Integrated circuits smash survival record in Venusian atmosphere

Integrated circuits that could withstand the harsh conditions on Venus for a record-breaking length of time have been built and tested by researchers at the NASA Glenn Research Center in Cleveland, Ohio. Operating a lander on the surface of Venus is a very difficult task because the temperatures there can reach 460˚ C and the pressure of the caustic atmosphere is about 100 times that of Earth’s. This vicious environment quickly destroys electronic circuits – even if they are cocooned in heat- and pressure-resistant vessels – and the best systems have only survived for a few hours on Venus. Creating circuits that can resist the Venusian atmosphere for longer and without the need for heavy and cumbersome shields is the goal of NASA’s Phil Neudeck and colleagues. They have created a new integrated circuit from silicon carbide (SiC), which is an extremely tough, chemically inert and heat-resistant semiconductor. They made two ring-oscillator integrated circuits from SiC junction field-effect transistors and tested them in the Glenn Extreme Environments Rig, which can simulate conditions on Venus. The chips survived for more than 500 h while exposed directly to the harsh environment, with no cooling and no protective chip packaging. "Both integrated circuits still worked after the end of the test," Neudeck says. The work is described in AIP Advances.

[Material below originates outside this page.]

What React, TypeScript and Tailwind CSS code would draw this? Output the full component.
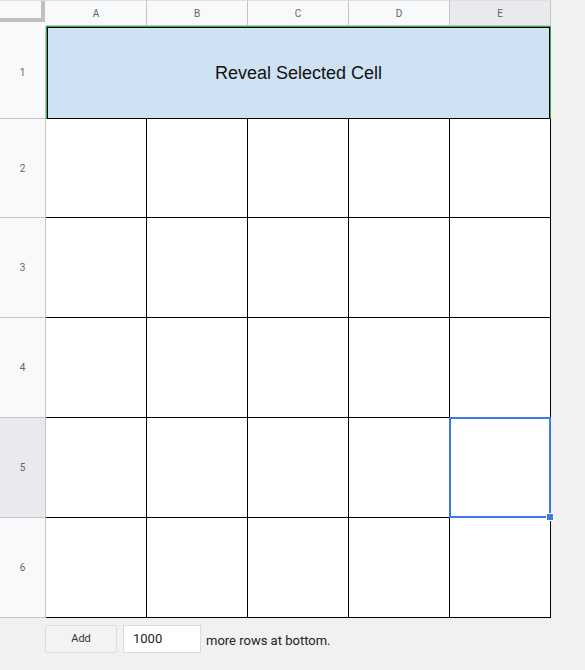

Electronic capsule powers itself with stomach acid

A new ingestible electronic device can harvest energy inside the gastrointestinal (GI) tract, allowing it to monitor temperature over several days. In recent years, the technology behind ingestible electronics has significantly improved. These small devices can take live images of the GI tract, deliver drugs and measure conditions such as pH and temperature. However, powering the devices for more than a few hours remains challenging. Now, a team led by Giovanni Traverso of the Massachusetts Institute of Technology (MIT) and Harvard Medical School has developed a capsule that uses biocompatible galvanic cells. The cells harvest energy from the GI tract by transferring electrons between metallic electrodes and the gastric or intestinal fluid. The process can power the device for several days, allowing it to monitor temperature and send data wirelessly to the researchers. The electronic capsule could be used for diagnosis and treatment, and the team hopes to combine the technology with other sensors. A more detailed report on the work presented in Nature Biomedical Engineering can be found on

Israel tops global R&D spend

Israel put 4.3% of its gross domestic product (GDP) into R&D in 2015, making it the biggest spender – in terms of the percentage of its economic output – of the 35 countries belonging to the Organisation for Economic Co-operation and Development (OECD). Israel just surpassed South Korea, who ploughed 4.2% of the country’s GDP into science, while Japan was third (3.5%). The US, meanwhile, spent 2.8% of its GDP on R&D, with China spending 2.1%. In Europe, Sweden was the highest at 3.3% followed by Austria at 3.1%. The UK, meanwhile, spent 1.7% of its GDP on R&D, below the EU average of 2.1% and the OECD average of 2.4%. The OECD says that there was a slight decline in government R&D budgets in 2015 but businesses increased their contribution by 2.5%, making the private sector responsible for nearly 70% of all R&D spending that year.